WHAT IS BEING ASKED
Begin with the first line below and retype each line exactly through the line containing "type Status = 'done' | 'warn'". Any pictures are to be left out.

AVAILABLE DATA
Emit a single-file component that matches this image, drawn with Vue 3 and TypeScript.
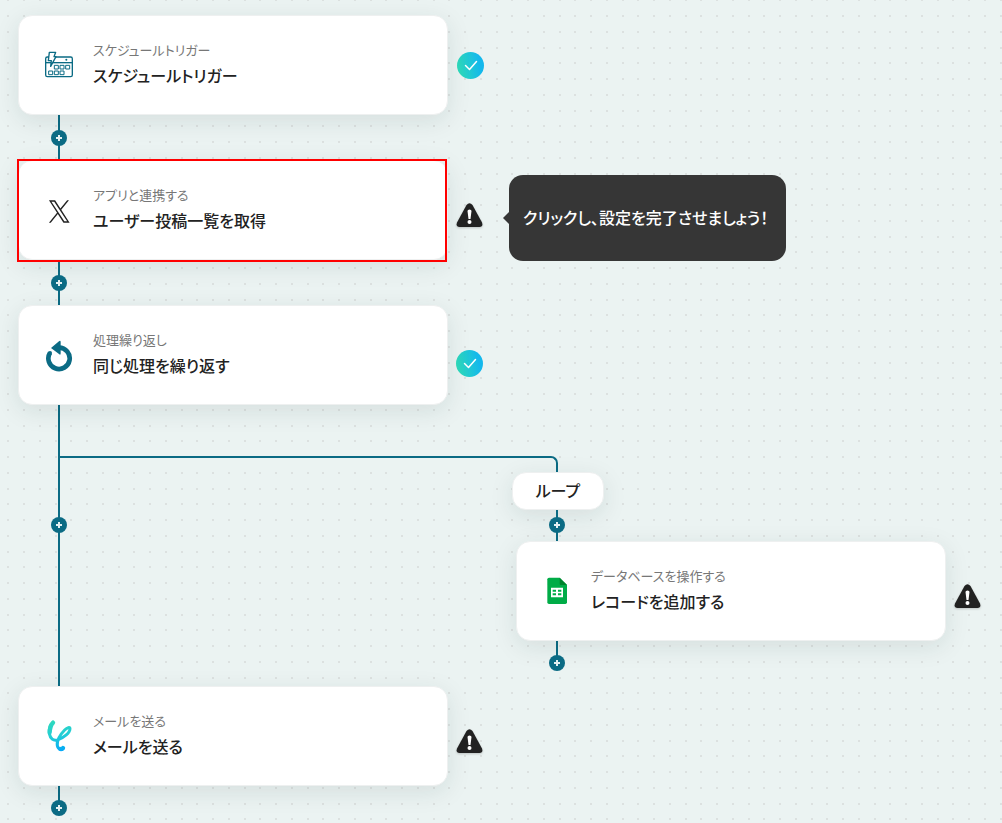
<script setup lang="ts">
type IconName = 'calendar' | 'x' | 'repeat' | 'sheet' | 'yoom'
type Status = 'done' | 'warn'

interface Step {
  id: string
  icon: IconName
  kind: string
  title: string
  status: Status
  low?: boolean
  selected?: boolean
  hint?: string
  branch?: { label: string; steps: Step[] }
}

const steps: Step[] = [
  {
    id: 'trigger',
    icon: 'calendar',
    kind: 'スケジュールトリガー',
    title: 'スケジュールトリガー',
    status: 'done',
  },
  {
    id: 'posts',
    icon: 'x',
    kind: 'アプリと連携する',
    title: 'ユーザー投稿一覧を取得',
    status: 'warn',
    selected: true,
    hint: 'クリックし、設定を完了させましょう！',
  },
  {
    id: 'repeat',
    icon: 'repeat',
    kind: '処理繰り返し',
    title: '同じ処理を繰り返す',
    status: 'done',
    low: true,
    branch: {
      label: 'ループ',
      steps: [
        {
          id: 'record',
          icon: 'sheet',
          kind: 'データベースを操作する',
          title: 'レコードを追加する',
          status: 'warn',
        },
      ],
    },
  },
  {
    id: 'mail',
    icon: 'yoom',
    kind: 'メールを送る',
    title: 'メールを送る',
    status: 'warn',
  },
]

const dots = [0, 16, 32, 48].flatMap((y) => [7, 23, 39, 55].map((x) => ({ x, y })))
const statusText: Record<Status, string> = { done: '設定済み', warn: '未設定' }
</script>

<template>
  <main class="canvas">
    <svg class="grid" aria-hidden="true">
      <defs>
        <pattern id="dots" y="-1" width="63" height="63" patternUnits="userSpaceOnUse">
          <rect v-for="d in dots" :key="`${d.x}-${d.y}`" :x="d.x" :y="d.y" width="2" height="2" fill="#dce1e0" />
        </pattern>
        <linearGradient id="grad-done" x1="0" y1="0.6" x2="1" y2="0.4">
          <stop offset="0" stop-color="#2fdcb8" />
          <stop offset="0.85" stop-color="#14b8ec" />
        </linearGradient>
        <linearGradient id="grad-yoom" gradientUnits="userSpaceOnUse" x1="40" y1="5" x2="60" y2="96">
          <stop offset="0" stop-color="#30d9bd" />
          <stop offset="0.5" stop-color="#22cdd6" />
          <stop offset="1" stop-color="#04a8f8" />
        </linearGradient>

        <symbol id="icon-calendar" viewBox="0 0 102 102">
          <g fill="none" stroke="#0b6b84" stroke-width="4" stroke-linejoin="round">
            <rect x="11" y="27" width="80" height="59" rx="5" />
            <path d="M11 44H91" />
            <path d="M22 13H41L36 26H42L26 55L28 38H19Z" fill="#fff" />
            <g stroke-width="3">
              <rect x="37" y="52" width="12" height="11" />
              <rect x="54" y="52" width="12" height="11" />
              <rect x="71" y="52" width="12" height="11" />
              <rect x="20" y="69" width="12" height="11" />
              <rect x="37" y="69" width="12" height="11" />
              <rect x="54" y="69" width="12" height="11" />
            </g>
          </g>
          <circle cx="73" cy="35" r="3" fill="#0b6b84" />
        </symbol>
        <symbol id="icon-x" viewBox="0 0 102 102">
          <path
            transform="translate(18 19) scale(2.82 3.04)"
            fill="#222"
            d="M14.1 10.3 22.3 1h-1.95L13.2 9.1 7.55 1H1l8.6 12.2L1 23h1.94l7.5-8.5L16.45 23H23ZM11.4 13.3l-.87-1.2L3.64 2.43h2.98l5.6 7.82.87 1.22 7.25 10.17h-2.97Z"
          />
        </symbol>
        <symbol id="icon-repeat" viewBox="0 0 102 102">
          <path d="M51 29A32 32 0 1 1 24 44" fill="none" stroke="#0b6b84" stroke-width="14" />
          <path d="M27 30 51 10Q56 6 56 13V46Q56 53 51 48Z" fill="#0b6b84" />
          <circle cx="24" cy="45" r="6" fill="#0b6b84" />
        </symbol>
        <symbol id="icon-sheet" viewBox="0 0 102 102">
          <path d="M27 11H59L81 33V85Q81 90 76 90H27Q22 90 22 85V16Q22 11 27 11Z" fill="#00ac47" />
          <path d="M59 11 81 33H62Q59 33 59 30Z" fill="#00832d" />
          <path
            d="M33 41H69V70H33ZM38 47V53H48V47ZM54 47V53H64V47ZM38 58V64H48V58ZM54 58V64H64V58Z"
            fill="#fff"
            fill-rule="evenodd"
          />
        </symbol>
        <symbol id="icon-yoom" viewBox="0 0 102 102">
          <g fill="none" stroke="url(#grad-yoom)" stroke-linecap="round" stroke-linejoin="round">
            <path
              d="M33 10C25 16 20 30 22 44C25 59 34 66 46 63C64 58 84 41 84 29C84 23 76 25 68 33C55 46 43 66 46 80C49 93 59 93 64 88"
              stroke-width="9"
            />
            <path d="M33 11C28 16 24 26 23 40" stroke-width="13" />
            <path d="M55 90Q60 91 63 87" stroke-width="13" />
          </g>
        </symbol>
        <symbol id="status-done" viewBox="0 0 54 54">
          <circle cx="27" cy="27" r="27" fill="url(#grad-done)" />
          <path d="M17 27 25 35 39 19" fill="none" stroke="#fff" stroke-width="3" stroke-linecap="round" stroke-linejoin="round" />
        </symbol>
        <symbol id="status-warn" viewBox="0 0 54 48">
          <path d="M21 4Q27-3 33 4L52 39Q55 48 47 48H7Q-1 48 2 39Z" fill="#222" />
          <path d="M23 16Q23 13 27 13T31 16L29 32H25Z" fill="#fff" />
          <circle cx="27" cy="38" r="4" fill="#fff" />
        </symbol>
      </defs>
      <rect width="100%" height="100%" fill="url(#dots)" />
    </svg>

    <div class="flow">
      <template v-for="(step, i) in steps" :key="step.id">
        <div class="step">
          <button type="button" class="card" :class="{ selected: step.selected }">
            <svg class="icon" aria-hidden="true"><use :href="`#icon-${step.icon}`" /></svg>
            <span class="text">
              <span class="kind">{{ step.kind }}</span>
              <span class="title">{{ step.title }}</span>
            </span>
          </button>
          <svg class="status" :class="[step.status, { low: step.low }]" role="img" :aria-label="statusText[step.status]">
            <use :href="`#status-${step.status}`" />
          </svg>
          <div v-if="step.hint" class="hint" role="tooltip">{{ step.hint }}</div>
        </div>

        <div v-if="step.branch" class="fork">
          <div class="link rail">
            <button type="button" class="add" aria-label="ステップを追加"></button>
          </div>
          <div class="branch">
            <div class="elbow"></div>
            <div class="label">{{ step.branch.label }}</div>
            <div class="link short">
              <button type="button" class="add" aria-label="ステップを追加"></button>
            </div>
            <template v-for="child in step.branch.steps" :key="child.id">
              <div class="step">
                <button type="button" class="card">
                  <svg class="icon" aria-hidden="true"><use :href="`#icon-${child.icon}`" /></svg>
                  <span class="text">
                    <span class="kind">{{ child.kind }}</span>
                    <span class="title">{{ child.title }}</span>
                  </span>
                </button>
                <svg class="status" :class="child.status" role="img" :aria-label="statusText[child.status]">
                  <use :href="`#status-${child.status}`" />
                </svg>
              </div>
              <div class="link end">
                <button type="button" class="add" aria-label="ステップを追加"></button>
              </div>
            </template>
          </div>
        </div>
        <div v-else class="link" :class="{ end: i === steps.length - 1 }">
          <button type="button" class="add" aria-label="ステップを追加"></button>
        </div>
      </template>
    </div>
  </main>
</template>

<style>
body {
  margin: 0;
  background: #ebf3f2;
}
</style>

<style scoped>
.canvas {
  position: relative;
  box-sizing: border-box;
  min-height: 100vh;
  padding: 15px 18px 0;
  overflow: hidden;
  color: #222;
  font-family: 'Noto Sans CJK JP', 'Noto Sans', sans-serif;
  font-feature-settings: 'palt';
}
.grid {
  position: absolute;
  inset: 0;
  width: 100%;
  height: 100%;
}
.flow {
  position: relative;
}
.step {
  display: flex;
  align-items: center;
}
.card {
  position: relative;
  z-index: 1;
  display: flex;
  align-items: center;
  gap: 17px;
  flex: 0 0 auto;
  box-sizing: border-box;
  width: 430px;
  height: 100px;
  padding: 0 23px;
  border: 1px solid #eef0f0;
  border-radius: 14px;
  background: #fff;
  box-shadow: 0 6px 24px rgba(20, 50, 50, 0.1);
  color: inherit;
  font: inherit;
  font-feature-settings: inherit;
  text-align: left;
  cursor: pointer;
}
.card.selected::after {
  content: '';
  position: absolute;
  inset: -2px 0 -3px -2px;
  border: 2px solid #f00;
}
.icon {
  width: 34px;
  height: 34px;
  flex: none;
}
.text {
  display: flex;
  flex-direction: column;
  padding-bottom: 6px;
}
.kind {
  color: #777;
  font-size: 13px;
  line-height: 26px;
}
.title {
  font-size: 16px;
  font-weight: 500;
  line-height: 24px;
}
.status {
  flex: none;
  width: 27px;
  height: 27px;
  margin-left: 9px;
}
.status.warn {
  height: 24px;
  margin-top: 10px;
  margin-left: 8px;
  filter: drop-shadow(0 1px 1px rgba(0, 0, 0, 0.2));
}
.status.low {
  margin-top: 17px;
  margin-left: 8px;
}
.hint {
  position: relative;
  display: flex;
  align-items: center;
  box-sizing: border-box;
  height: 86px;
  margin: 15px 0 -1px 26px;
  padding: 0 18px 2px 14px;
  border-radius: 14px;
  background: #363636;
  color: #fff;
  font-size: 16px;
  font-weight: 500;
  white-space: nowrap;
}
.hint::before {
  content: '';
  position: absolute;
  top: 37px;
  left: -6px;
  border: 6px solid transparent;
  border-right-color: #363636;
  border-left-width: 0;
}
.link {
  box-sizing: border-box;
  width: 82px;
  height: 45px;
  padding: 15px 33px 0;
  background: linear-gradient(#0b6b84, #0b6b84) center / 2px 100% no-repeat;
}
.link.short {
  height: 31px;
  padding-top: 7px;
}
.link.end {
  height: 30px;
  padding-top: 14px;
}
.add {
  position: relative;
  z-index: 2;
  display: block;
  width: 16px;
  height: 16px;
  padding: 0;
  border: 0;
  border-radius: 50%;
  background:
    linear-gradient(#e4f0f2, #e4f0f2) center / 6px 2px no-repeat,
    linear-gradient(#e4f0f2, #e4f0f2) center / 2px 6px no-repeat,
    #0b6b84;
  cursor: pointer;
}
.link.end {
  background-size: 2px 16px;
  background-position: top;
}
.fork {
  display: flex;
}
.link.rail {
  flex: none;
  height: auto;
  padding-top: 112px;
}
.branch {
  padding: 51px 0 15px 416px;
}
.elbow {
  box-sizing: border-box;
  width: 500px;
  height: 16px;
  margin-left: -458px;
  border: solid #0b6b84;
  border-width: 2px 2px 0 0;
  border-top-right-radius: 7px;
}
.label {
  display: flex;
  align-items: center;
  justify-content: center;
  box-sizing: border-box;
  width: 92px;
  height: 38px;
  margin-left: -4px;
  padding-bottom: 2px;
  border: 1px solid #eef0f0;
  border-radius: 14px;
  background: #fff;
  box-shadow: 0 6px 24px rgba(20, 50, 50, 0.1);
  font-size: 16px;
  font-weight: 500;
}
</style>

TASK RESPONSE
Emit a single-file component that matches this image, drawn with Vue 3 and TypeScript.
<script setup lang="ts">
type IconName = 'calendar' | 'x' | 'repeat' | 'sheet' | 'yoom'
type Status = 'done' | 'warn'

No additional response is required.